The takeaway, he said, is that even with equity markets at record levels, investors sense the U.S. economy may still be on the upswing. Over the next hour, Porter laid out a detailed analysis affirming reasons for such optimism, but also noting threats that could put the economy and the markets in a tailspin.
Porter cited a number of encouraging factors, including consumer confidence now at its highest level since 2001. Another boost, he said, was getting through the presidential campaign. Because there were such stark differences between the major candidates, Porter said that business leaders "sat on their hands" much of last year, waiting to see which course the nation would take. Business investment tumbled. Now, business leaders have a clearer view of what is coming from Washington, D.C., and for the most part they like what they see.
Other explanations for the post-election surge in stock prices is the hope that Trump and a Republican-controlled Congress will cut regulations, reform the tax code and approve a major stimulus program for infrastructure. Little to none of that has yet to happen, and Porter admitted he was astonished how much the markets have already baked in the expectations that the changes will come.
But what has happened is encouraging, he said. Unemployment continues to fall, while wages and home prices are steadily rising, as are corporate earnings. Porter said that even with the Federal Reserve expected to raise interest rates two or three more times in coming months, BMO is projecting that the 10-year U.S. treasury note will not rise much above 3 percent by the end of 2018.
While it does not register with most consumers, inflation has remained tame, and should continue so, he said, pointing out that food prices actually declined significantly last year.
So, why worry? A couple of reasons, Porter said. One is that Trump continues "to relentlessly beat the drum for protectionism." Porter said he does not understand why the president has taken on Mexico, where our trade deficit is around $60 billion, when the real elephant is China, where the imbalance last year was a staggering $347 billion. Getting into a trade war with China could sink the global economy.
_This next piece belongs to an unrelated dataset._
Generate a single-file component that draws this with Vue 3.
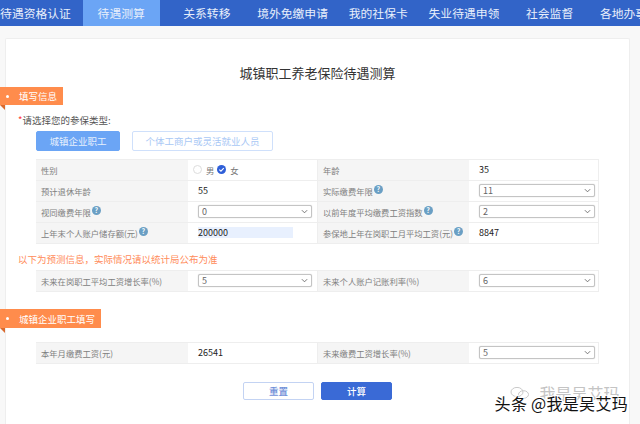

Another headwind is the federal debt, which has reached nearly $20 trillion. After declining for four straight years, the federal deficit surged again last year, to $587 billion. Porter said the basic federal budget starts half a trillion dollars in the red, before any stimulus spending is included. Trump seems less concerned than fiscal conservatives in his own party about adding to that debt, Porter said.
Given all these factors -- not to mention the unpredictability of the new president himself -- where should investors put their money? One audience member asked about pulling out of the market and "going to cash." Porter said BMO does not make forecasts on how much the stock market will rise or fall in a year, but he thinks the bull market still has room to run, with the economy continuing to improve this year and next.
"I'm cautiously optimistic," he said.